In fact, we must rely on the stories we hear. That’s all we have.
Some of us have the stability of a great aunt who kept up with second cousins and can tell us who worked where and why a marriage actually broke up three decades ago. But many of us are the product of movement from one place to another — usually for “better jobs” — which often means we lose ties to extended family and aren’t quite sure whether we can still claim place.
A few generations down the line, we have to learn what our people might have been like by watching movies from that place or reading books from those perspectives. But what if the books and movies are not only naively simplifying stories of a place and of a people? What if they are intentionally pedaling an image or narrative to a particular end?

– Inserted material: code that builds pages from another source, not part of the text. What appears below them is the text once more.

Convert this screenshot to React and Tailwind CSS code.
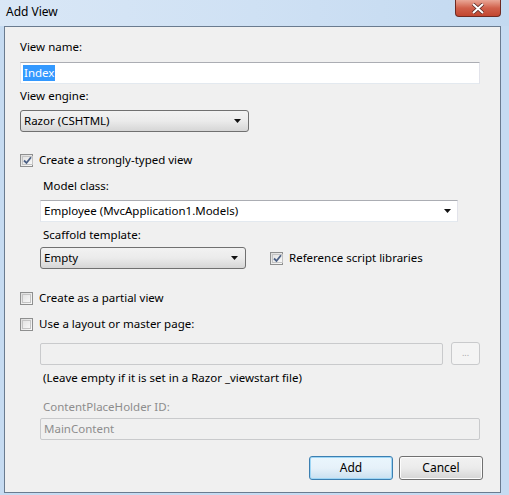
import React from 'react';

const font = { fontFamily: '"Noto Sans", "Open Sans", sans-serif' };

const Check = ({ checked }) => (
    <span className="w-[13px] h-[13px] shrink-0 border border-[#8e8f8f] bg-gradient-to-br from-[#dcdcdc] to-[#fbfbfb] p-px flex">
        <span className="flex-1 border border-[#c4c4c4] bg-gradient-to-br from-[#e4e4e4] to-[#f7f7f7] flex items-center justify-center">
            {checked && (
                <svg width="9" height="9" viewBox="0 0 9 9">
                    <path d="M1 4.5 L3.5 7 L8 1.2" fill="none" stroke="#4d6185" strokeWidth="1.8" />
                </svg>
            )}
        </span>
    </span>
);

const Arrow = () => (
    <svg width="8" height="5" viewBox="0 0 8 5"><path d="M0 0 H7 L3.5 4 Z" fill="#111" /></svg>
);

const DropButton = ({ value, width }) => (
    <div className={`${width} h-[22px] rounded-[3px] border border-[#707070] bg-gradient-to-b from-[#f2f2f2] via-[#ebebeb] to-[#d6d6d6] flex items-center justify-between pl-[3px] pr-[6px] text-black`}>
        <span>{value}</span>
        <Arrow />
    </div>
);

const App = () => {
    return (
        <div style={font} className="w-[509px] h-[495px] bg-[#c6dbf1] flex flex-col overflow-hidden">
            {/* Title bar */}
            <div className="h-[26px] shrink-0 flex justify-between bg-gradient-to-r from-[#d9e7f6] via-[#cfe1f4] to-[#c3d9f0]">
                <span className="pl-[6px] pt-[4px] text-[12px] text-black leading-[16px]">Add View</span>
                <div className="w-[46px] h-[17px] mr-[8px] rounded-b-[4px] border border-t-0 border-[#6e2a22] bg-gradient-to-b from-[#e9a797] via-[#d0604b] to-[#c2452f] flex items-center justify-center">
                    <svg width="14" height="11" viewBox="0 0 14 11">
                        <path d="M2 1 L12 10 M12 1 L2 10" stroke="#5a2a24" strokeWidth="3.6" />
                        <path d="M2 1 L12 10 M12 1 L2 10" stroke="#fff" strokeWidth="2" />
                    </svg>
                </div>
            </div>

            {/* Client area */}
            <div className="flex-1 ml-[4px] mr-[8px] mb-[2px] border border-[#6a7b8f] bg-[#f0f0f0] flex flex-col pl-[15px] pr-[20px] pt-[12px] text-[11.5px] leading-[16px] text-black">
                <span>View name:</span>
                <div className="mt-[7px] h-[22px] border border-[#abadb3] border-b-[#e3e9ef] border-x-[#e2e3ea] bg-white flex items-center pl-[2px]">
                    <span className="bg-[#3399ff] text-white px-px">Index</span>
                </div>
                <span className="mt-[4px]">View engine:</span>
                <div className="mt-[6px]">
                    <DropButton value="Razor (CSHTML)" width="w-[229px]" />
                </div>

                <label className="mt-[20px] flex items-center gap-[6px]">
                    <Check checked />
                    <span>Create a strongly-typed view</span>
                </label>

                <div className="pl-[20px] flex flex-col">
                    <span className="mt-[10px] pl-[3px]">Model class:</span>
                    <div className="mt-[6px] w-[418px] h-[22px] border border-[#abadb3] border-b-[#e3e9ef] border-x-[#e2e3ea] bg-white flex items-center justify-between pl-[3px] pr-[5px]">
                        <span>Employee (MvcApplication1.Models)</span>
                        <Arrow />
                    </div>
                    <span className="mt-[5px] pl-[3px]">Scaffold template:</span>
                    <div className="mt-[4px] flex items-center">
                        <DropButton value="Empty" width="w-[206px]" />
                        <label className="ml-[24px] flex items-center gap-[6px]">
                            <Check checked />
                            <span>Reference script libraries</span>
                        </label>
                    </div>
                </div>

                <label className="mt-[21px] flex items-center gap-[6px]">
                    <Check />
                    <span>Create as a partial view</span>
                </label>
                <label className="mt-[10px] flex items-center gap-[6px]">
                    <Check />
                    <span>Use a layout or master page:</span>
                </label>

                <div className="pl-[20px] flex flex-col">
                    <div className="mt-[10px] flex items-center">
                        <div className="w-[403px] h-[22px] rounded-[2px] border border-[#c9cacc] bg-[#f0f0f0]" />
                        <div className="ml-[8px] w-[29px] h-[23px] rounded-[3px] border border-[#c9cacc] bg-[#f4f4f4] flex items-center justify-center text-[9px] text-[#aaa] leading-none pb-[3px]">...</div>
                    </div>
                    <span className="mt-[5px] pl-[3px]">(Leave empty if it is set in a Razor _viewstart file)</span>
                    <span className="mt-[13px] pl-[3px] text-[#8d8d8d]">ContentPlaceHolder ID:</span>
                    <div className="mt-[3px] w-[440px] h-[22px] rounded-[2px] border border-[#c9cacc] bg-[#f0f0f0] flex items-center pl-[3px] text-[#8d8d8d]">MainContent</div>
                </div>

                <div className="mt-[16px] flex justify-end gap-[6px] mr-[-3px]">
                    <button className="w-[84px] h-[24px] rounded-[3px] border border-[#3c7fb1] bg-gradient-to-b from-[#eaf6fd] via-[#e6f1f9] to-[#c9e0f0] text-[12px] shadow-[inset_0_0_0_1px_#9ed6f5]">Add</button>
                    <button className="w-[84px] h-[24px] rounded-[3px] border border-[#707070] bg-gradient-to-b from-[#f2f2f2] via-[#ebebeb] to-[#d5d5d5] text-[12px] shadow-[inset_0_0_0_1px_#fcfcfc]">Cancel</button>
                </div>
            </div>
        </div>
    );
};

export default App;
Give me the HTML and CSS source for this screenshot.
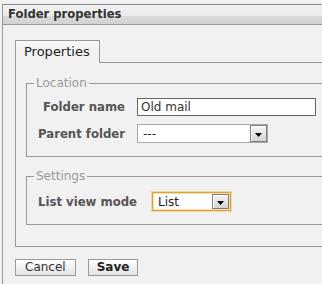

Appalachians like you already know that representation of the region has been a key element to its destruction. When people are portrayed as undeserving — perhaps they are lazy and can’t take care of themselves — it is easy to justify blowing the tops off of their mountains, causing not only instant and permanent wounds but impacting economic prospects for the surrounding areas, creating runoff and reducing surface flow retention so that deadly flash floods are inevitable. When places are scarred, it is easy to look away from them while extracting what is needed from them.
Simply put, the stories we tell about a place matter. The ways that we understand groups of people directly impact how they are treated. So even with nothing new to say about this, even at the end of a week that has left so many of us weary and pessimistic, I can’t let it go.
It may be futile. The horse I’m beating may already be dead. But what else can I do?
It is silly to expect a politician who had a tough childhood in Ohio and eastern Kentucky to fight for the place that he left. It is strategic for him to use his extended family to prop up the story of his success. It is unsurprising that he will say what needs to be said to get elected. I’m done being shocked that JD Vance is making political moves for his own benefit without considering the cost of the stories that he tells.
But I am not done shouting back, challenging the false idea of some sort of unified Appalachia. I am not done pointing out the complexities of this region, highlighting Black, Brown, Queer, migrant stories that are and have been woven into the fabric of Appalachia all along. I insist on trying to show Appalachia as a place that is impossible to define in one article, interview or book.
It is easy to feel defeated. It is necessary to rest. But when you can, look for and share the points of light around you — even if just telling a story to your child or passing a book to a neighbor.
Look through Julie Rae Powers’ new photography collection, “Deep Ruts,” and have your sense of a place joyfully disrupted.
Read stories from Neema Avashia and Michael Croley and Jeremy B. Jones and Annette Saunooke Clapsaddle and David Joy and Crystal Wilkinson and Silas House and Karida Brown and celebrate the contradictions.
Listen to Black in Appalachia and Appodlachia and Read Appalachia to remember the power of self-representation.
Make your way through the archives in Appalshop, read the Foxfire books, and then watch “Hillbilly” or “After Coal” or “Up the Ridge” to see all the ways that self-representation is still a key part of survival.
I might be preaching to the choir here. But this is no eulogy. We needed no elegy.
If I’m preaching here, then I’ll encourage you to turn now to your neighbor. Find someone to remind you where you’re from. Find someone whose experience is nothing like yours. Find someone who inspires you. Surround yourself with people who can see beyond this moment and keep going. Keep reading. Keep writing. Keep watching. Keep filming. Keep singing. Keep loving and holding to account this place and one another.
We are bigger than this moment. We are more than any one of us.